There are growing sentiments among various analysts and academics in South Korea who believe that President Park Geun-hye’s government is not taking a proactive and meaningful approach toward developing inter-Korean relations, which have ceased to improve since Park came to power in early 2013 following her predecessor, Lee Myung-bak.

The Hankyoreh, South Korea’s leading independent daily, recently issued an editorial calling for a new approach from Seoul to ease frictions with the North. “If we want things to turn around, what we need most are a firm commitment and creative effort from the South Korean government. It’s easy to criticize the North, but it doesn’t fix anything,” the editorial said.

To be sure, there is much in Pyongyang’s recent statements that the South can work with, certainly in the North’s call for the opening of “a broad avenue for contacts, visits, cooperation and dialogue,” on both government and civilian levels. While contentious issues remain, there is clearly a window of opportunity for both sides to implement previous joint agreements.

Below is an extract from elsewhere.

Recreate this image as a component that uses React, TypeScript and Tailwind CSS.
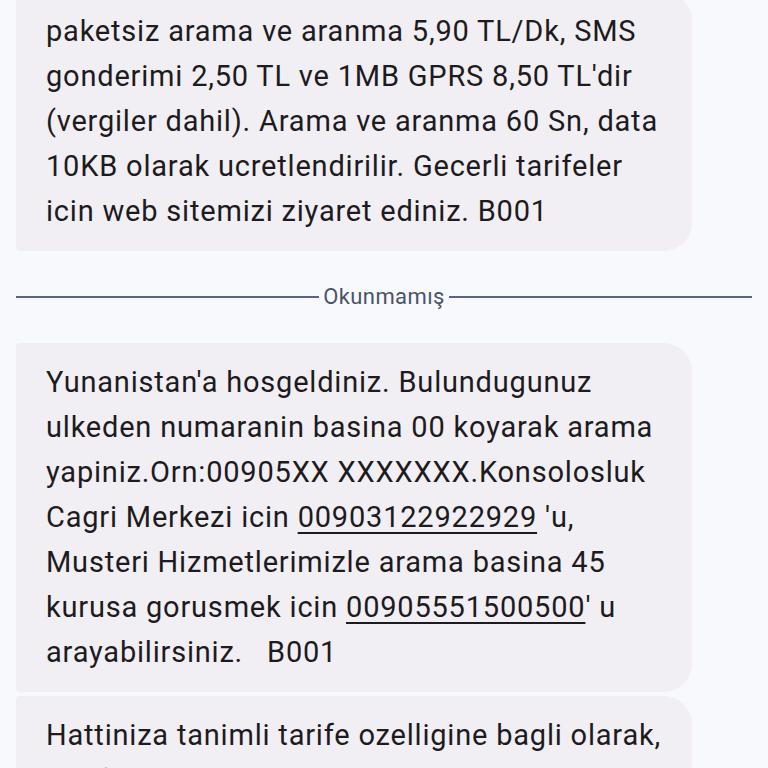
const firstMessage = [
  "paketsiz arama ve aranma 5,90 TL/Dk, SMS",
  "gonderimi 2,50 TL ve 1MB GPRS 8,50 TL'dir",
  "(vergiler dahil). Arama ve aranma 60 Sn, data",
  "10KB olarak ucretlendirilir. Gecerli tarifeler",
  "icin web sitemizi ziyaret ediniz. B001",
];

function Line({ children }: { children: React.ReactNode }) {
  return <span className="block whitespace-nowrap">{children}</span>;
}

function Phone({ number }: { number: string }) {
  return <span className="underline decoration-2 underline-offset-[5px]">{number}</span>;
}

function Bubble({ children }: { children: React.ReactNode }) {
  return (
    <div className="mr-[60px] rounded-l-[4px] rounded-r-[28px] bg-[#f1eff4] px-[30px] py-[17px] text-[29px] leading-[45px] tracking-[0.8px] text-[#1d1b20]">
      {children}
    </div>
  );
}

export default function App() {
  return (
    <div
      className="h-[768px] overflow-hidden bg-[#f8f9fd] px-4"
      style={{ fontFamily: "Roboto, 'Noto Sans', sans-serif" }}
    >
      <div className="-mt-2">
        <Bubble>
          {firstMessage.map((line) => (
            <Line key={line}>{line}</Line>
          ))}
        </Bubble>
      </div>

      <div className="flex h-[92px] items-center gap-1">
        <div className="h-[2px] flex-1 bg-[#5a6385]" />
        <span className="text-[22px] leading-6 tracking-[0.4px] text-[#4a5468]">Okunmamış</span>
        <div className="h-[2px] flex-1 bg-[#5a6385]" />
      </div>

      <div className="flex flex-col gap-[4px]">
        <Bubble>
          <Line>Yunanistan'a hosgeldiniz. Bulundugunuz</Line>
          <Line>ulkeden numaranin basina 00 koyarak arama</Line>
          <Line>yapiniz.Orn:00905XX XXXXXXX.Konsolosluk</Line>
          <Line>
            Cagri Merkezi icin <Phone number="00903122922929" /> 'u,
          </Line>
          <Line>Musteri Hizmetlerimizle arama basina 45</Line>
          <Line>
            kurusa gorusmek icin <Phone number="00905551500500" />' u
          </Line>
          <Line>arayabilirsiniz.&nbsp;&nbsp; B001</Line>
        </Bubble>
        <Bubble>
          <Line>Hattiniza tanimli tarife ozelligine bagli olarak,</Line>
          <Line>Tarifeniz Yurt Disinda gecerli ise</Line>
        </Bubble>
      </div>
    </div>
  );
}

Engaging in practical dialogue and trust-building measures can allow for more frequent reunions of families and relatives separated by the Korean War, in addition to a cooling of military tensions on the Korea Peninsula. While voices in western capitals readily dismiss Pyongyang’s sincerity, the South Korean government is unwilling to create conditions for that sincerity to be tested.

In late March, President Park unveiled her ‘Dresden Declaration’ proposal during an official visit to Germany. Pyongyang took immediate offense, as the plan was unveiled in the former East German city of Dresden, which implies the South’s intention of achieving unification by absorption along the German model, which is contrary to positions taken by previous South Korean administrations.

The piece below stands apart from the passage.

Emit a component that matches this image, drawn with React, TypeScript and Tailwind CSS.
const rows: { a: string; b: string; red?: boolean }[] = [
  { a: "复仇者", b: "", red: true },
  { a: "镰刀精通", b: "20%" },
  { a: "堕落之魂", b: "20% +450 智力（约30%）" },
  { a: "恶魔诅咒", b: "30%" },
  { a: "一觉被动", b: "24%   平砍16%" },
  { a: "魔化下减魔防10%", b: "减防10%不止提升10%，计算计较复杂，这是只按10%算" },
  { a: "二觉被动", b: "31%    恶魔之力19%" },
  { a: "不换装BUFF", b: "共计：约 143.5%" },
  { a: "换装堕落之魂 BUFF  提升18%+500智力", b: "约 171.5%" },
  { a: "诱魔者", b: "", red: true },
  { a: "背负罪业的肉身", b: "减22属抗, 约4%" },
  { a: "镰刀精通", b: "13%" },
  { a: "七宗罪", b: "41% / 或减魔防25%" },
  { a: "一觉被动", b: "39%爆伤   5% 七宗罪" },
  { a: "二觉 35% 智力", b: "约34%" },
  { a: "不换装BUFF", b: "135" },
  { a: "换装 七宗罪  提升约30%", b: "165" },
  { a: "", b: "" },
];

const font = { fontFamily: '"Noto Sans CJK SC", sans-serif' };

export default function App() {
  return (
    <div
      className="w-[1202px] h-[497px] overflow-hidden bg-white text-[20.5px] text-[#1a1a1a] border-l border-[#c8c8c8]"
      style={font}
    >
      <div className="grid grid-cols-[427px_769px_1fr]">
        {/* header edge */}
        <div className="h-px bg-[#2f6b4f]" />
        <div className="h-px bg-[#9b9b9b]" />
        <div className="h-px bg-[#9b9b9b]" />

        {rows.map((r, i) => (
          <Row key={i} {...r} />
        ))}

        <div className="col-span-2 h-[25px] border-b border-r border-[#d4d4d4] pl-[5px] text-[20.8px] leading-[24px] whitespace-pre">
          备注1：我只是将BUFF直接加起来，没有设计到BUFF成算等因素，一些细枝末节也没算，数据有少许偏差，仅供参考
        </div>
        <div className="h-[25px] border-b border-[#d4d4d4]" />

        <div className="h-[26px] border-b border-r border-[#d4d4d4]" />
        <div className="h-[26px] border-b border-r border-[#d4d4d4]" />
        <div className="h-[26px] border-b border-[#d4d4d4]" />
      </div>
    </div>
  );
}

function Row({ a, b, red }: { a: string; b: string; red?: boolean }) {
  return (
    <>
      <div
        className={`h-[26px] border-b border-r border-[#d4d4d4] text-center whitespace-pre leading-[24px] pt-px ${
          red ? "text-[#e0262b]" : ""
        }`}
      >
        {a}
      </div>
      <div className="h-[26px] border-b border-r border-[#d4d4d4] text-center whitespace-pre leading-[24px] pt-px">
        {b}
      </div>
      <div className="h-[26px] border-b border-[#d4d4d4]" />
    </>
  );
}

Park offered major inter-Korean infrastructure building projects and other investments on the condition that Pyongyang agrees to dismantle its nuclear weapons program. Seoul, following the position taken by Washington, has placed the North’s voluntary denuclearization as a “pre-condition” for dialogue, a measure that essentially ensures that meaningful negotiations never take place.

Pyongyang’s nuclear weapons program and missile defense systems are a reaction to the asymmetry created by the entrenched US military presence in South Korea. North Korea views UN resolutions against its military programs as attempts by the outside world to criminalize its legitimate right to self-defense.

One cannot deny that North Korea is a nation under siege: it is subjected to one of the world’s harshest international sanctions regimes that has invariably exacerbated the suffering of its civilian population; it also faces a southern neighbor armed with the same sophisticated missile technology that it is internationally prohibited by the UN from indigenously developing.

Most significantly, it faces the largest military power in human history, which does not hesitate to use nuclear-capable strategic bombers and massive nuclear-powered carriers during its annual joint exercises on the Korean Peninsula, which are undeniably aimed at Pyongyang.

If any progress can be made on the nuclear issue, it will require the waiving of preconditions-for-dialogue and genuine political will to change the status quo of inter-Korean relations by both Seoul and Washington, who have until now preferred to elbow Pyongyang into a confrontational stance that deepens mistrust and negates any opportunity for peaceful development and co-existence.

If any denuclearization could ever conceivably take place, it should be achieved through restarting the now-defunct mechanism of the six party talks, with the aim of prohibiting all nuclear weapons on the Korean Peninsula – including the US nuclear umbrella. All other issues should be handled bilaterally between Seoul and Pyongyang as agreed upon in joint declarations.

The opportunity exists for both Korean nations to engage in peace-building efforts to find common ground and responsibly move forward for the sake of future generations. Until a platform for engagement based on mutual benefit and mutual respect can be reached, any talk of reunification at this stage is entirely premature and unrealistic.

However, the success of any nascent rapprochement depends upon both sides identifying and agreeing to the principles of reunification, which would need to accommodate two different systems and governments within one nation and one state.

In order for progress to be made in this area, both sides must cease disparaging and incendiary language, even if the other side fails to cooperate. Pyongyang’s olive branches are simply not seen as genuine when it violates diplomatic norms by referring to members of the South Korean and American governments in offensive and pejorative ways.

North Korea should make a conscious effort to reign in these voices and maintain a consistent and restrained line, which will invariably help its international image and help build momentum for détente with the South.

Even with past transgressions between the two sides considered, preconditions and moralizing judgements must be aside to allow both parties to more effectively and straightforwardly engage in high-level dialogue. Any other concerns regarding human rights and internal issues can only begin to be broached once both sides reach a common understanding on the way forward.

Nile Bowie is a columnist with Russia Today, and a research affiliate with the International Movement for a Just World (JUST), an NGO based in Kuala Lumpur, Malaysia.